» EXERCISE DETAILS
Leave out any picture and return the remaining listing below exactly as given.

» DATASET CONTENT
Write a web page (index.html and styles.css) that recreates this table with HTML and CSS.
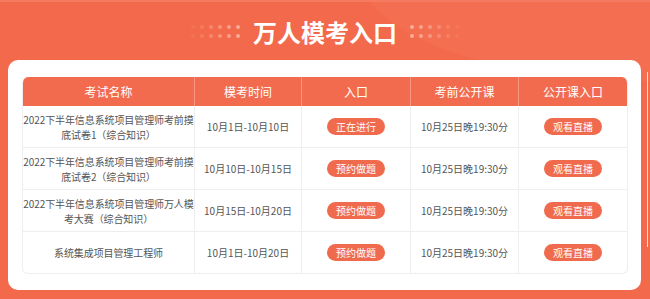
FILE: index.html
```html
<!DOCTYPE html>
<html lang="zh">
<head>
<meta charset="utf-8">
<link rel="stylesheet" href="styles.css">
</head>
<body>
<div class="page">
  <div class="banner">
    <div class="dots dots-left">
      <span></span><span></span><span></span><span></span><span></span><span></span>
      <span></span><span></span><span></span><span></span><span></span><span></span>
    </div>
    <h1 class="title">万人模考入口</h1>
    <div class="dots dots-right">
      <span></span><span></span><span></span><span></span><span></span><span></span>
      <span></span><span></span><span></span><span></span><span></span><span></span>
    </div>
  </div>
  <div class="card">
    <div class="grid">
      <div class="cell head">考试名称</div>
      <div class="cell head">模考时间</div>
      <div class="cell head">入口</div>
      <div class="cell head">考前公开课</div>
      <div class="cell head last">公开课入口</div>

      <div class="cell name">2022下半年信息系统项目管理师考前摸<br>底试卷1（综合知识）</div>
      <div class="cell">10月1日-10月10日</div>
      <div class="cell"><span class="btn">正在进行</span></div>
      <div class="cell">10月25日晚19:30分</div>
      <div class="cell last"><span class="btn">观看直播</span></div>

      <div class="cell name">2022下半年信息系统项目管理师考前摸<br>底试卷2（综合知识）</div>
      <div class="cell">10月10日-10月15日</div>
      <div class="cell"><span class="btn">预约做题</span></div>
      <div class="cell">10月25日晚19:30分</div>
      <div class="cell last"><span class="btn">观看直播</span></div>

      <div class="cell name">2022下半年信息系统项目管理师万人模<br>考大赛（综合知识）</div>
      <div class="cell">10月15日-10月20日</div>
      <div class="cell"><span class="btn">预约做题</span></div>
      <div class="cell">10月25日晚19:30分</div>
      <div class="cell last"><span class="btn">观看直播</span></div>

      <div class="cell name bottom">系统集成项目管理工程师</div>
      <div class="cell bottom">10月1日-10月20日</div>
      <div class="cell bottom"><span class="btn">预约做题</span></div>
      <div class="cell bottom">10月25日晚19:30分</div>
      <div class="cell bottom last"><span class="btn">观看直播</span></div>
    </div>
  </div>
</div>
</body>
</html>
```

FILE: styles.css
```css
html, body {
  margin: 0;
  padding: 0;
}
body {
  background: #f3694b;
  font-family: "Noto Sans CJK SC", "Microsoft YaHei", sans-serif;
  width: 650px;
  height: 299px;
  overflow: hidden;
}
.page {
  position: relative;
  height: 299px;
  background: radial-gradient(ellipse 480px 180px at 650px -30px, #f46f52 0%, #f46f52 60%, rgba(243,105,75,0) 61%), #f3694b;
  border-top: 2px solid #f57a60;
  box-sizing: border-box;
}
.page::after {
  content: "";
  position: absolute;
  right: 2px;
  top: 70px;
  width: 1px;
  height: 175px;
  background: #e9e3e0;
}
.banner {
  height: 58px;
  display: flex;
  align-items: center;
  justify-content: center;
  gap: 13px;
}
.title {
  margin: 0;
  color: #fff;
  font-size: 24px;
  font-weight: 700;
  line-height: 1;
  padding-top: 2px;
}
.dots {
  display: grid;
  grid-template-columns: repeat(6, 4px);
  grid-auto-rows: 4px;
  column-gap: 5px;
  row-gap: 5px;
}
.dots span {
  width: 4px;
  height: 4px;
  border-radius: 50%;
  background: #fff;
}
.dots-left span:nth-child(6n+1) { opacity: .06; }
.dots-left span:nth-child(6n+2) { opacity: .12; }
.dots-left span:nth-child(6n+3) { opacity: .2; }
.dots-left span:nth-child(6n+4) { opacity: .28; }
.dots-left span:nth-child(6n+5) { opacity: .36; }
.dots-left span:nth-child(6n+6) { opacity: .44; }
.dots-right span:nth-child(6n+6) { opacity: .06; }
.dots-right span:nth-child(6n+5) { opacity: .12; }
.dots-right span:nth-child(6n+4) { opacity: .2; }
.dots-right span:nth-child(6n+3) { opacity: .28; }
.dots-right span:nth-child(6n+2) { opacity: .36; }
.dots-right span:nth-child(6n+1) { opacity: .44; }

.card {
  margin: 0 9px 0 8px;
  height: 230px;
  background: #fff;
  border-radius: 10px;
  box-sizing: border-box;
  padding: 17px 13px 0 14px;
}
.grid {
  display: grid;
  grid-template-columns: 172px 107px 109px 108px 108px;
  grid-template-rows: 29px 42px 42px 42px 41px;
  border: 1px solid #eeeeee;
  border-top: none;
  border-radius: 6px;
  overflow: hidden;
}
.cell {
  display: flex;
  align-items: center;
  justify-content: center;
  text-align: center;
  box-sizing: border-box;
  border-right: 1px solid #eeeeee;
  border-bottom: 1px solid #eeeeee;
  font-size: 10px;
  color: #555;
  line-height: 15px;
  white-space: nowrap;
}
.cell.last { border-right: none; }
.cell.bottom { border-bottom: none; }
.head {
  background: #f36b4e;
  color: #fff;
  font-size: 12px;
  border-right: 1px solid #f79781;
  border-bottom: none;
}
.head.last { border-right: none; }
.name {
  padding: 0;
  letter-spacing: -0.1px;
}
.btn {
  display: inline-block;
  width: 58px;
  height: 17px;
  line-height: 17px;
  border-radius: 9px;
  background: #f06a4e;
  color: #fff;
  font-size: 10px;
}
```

» COMPLETE RESPONSE
Write a web page (index.html and styles.css) that recreates this table with HTML and CSS.
FILE: index.html
```html
<!DOCTYPE html>
<html lang="zh">
<head>
<meta charset="utf-8">
<link rel="stylesheet" href="styles.css">
</head>
<body>
<div class="page">
  <div class="banner">
    <div class="dots dots-left">
      <span></span><span></span><span></span><span></span><span></span><span></span>
      <span></span><span></span><span></span><span></span><span></span><span></span>
    </div>
    <h1 class="title">万人模考入口</h1>
    <div class="dots dots-right">
      <span></span><span></span><span></span><span></span><span></span><span></span>
      <span></span><span></span><span></span><span></span><span></span><span></span>
    </div>
  </div>
  <div class="card">
    <div class="grid">
      <div class="cell head">考试名称</div>
      <div class="cell head">模考时间</div>
      <div class="cell head">入口</div>
      <div class="cell head">考前公开课</div>
      <div class="cell head last">公开课入口</div>

      <div class="cell name">2022下半年信息系统项目管理师考前摸<br>底试卷1（综合知识）</div>
      <div class="cell">10月1日-10月10日</div>
      <div class="cell"><span class="btn">正在进行</span></div>
      <div class="cell">10月25日晚19:30分</div>
      <div class="cell last"><span class="btn">观看直播</span></div>

      <div class="cell name">2022下半年信息系统项目管理师考前摸<br>底试卷2（综合知识）</div>
      <div class="cell">10月10日-10月15日</div>
      <div class="cell"><span class="btn">预约做题</span></div>
      <div class="cell">10月25日晚19:30分</div>
      <div class="cell last"><span class="btn">观看直播</span></div>

      <div class="cell name">2022下半年信息系统项目管理师万人模<br>考大赛（综合知识）</div>
      <div class="cell">10月15日-10月20日</div>
      <div class="cell"><span class="btn">预约做题</span></div>
      <div class="cell">10月25日晚19:30分</div>
      <div class="cell last"><span class="btn">观看直播</span></div>

      <div class="cell name bottom">系统集成项目管理工程师</div>
      <div class="cell bottom">10月1日-10月20日</div>
      <div class="cell bottom"><span class="btn">预约做题</span></div>
      <div class="cell bottom">10月25日晚19:30分</div>
      <div class="cell bottom last"><span class="btn">观看直播</span></div>
    </div>
  </div>
</div>
</body>
</html>
```

FILE: styles.css
```css
html, body {
  margin: 0;
  padding: 0;
}
body {
  background: #f3694b;
  font-family: "Noto Sans CJK SC", "Microsoft YaHei", sans-serif;
  width: 650px;
  height: 299px;
  overflow: hidden;
}
.page {
  position: relative;
  height: 299px;
  background: radial-gradient(ellipse 480px 180px at 650px -30px, #f46f52 0%, #f46f52 60%, rgba(243,105,75,0) 61%), #f3694b;
  border-top: 2px solid #f57a60;
  box-sizing: border-box;
}
.page::after {
  content: "";
  position: absolute;
  right: 2px;
  top: 70px;
  width: 1px;
  height: 175px;
  background: #e9e3e0;
}
.banner {
  height: 58px;
  display: flex;
  align-items: center;
  justify-content: center;
  gap: 13px;
}
.title {
  margin: 0;
  color: #fff;
  font-size: 24px;
  font-weight: 700;
  line-height: 1;
  padding-top: 2px;
}
.dots {
  display: grid;
  grid-template-columns: repeat(6, 4px);
  grid-auto-rows: 4px;
  column-gap: 5px;
  row-gap: 5px;
}
.dots span {
  width: 4px;
  height: 4px;
  border-radius: 50%;
  background: #fff;
}
.dots-left span:nth-child(6n+1) { opacity: .06; }
.dots-left span:nth-child(6n+2) { opacity: .12; }
.dots-left span:nth-child(6n+3) { opacity: .2; }
.dots-left span:nth-child(6n+4) { opacity: .28; }
.dots-left span:nth-child(6n+5) { opacity: .36; }
.dots-left span:nth-child(6n+6) { opacity: .44; }
.dots-right span:nth-child(6n+6) { opacity: .06; }
.dots-right span:nth-child(6n+5) { opacity: .12; }
.dots-right span:nth-child(6n+4) { opacity: .2; }
.dots-right span:nth-child(6n+3) { opacity: .28; }
.dots-right span:nth-child(6n+2) { opacity: .36; }
.dots-right span:nth-child(6n+1) { opacity: .44; }

.card {
  margin: 0 9px 0 8px;
  height: 230px;
  background: #fff;
  border-radius: 10px;
  box-sizing: border-box;
  padding: 17px 13px 0 14px;
}
.grid {
  display: grid;
  grid-template-columns: 172px 107px 109px 108px 108px;
  grid-template-rows: 29px 42px 42px 42px 41px;
  border: 1px solid #eeeeee;
  border-top: none;
  border-radius: 6px;
  overflow: hidden;
}
.cell {
  display: flex;
  align-items: center;
  justify-content: center;
  text-align: center;
  box-sizing: border-box;
  border-right: 1px solid #eeeeee;
  border-bottom: 1px solid #eeeeee;
  font-size: 10px;
  color: #555;
  line-height: 15px;
  white-space: nowrap;
}
.cell.last { border-right: none; }
.cell.bottom { border-bottom: none; }
.head {
  background: #f36b4e;
  color: #fff;
  font-size: 12px;
  border-right: 1px solid #f79781;
  border-bottom: none;
}
.head.last { border-right: none; }
.name {
  padding: 0;
  letter-spacing: -0.1px;
}
.btn {
  display: inline-block;
  width: 58px;
  height: 17px;
  line-height: 17px;
  border-radius: 9px;
  background: #f06a4e;
  color: #fff;
  font-size: 10px;
}
```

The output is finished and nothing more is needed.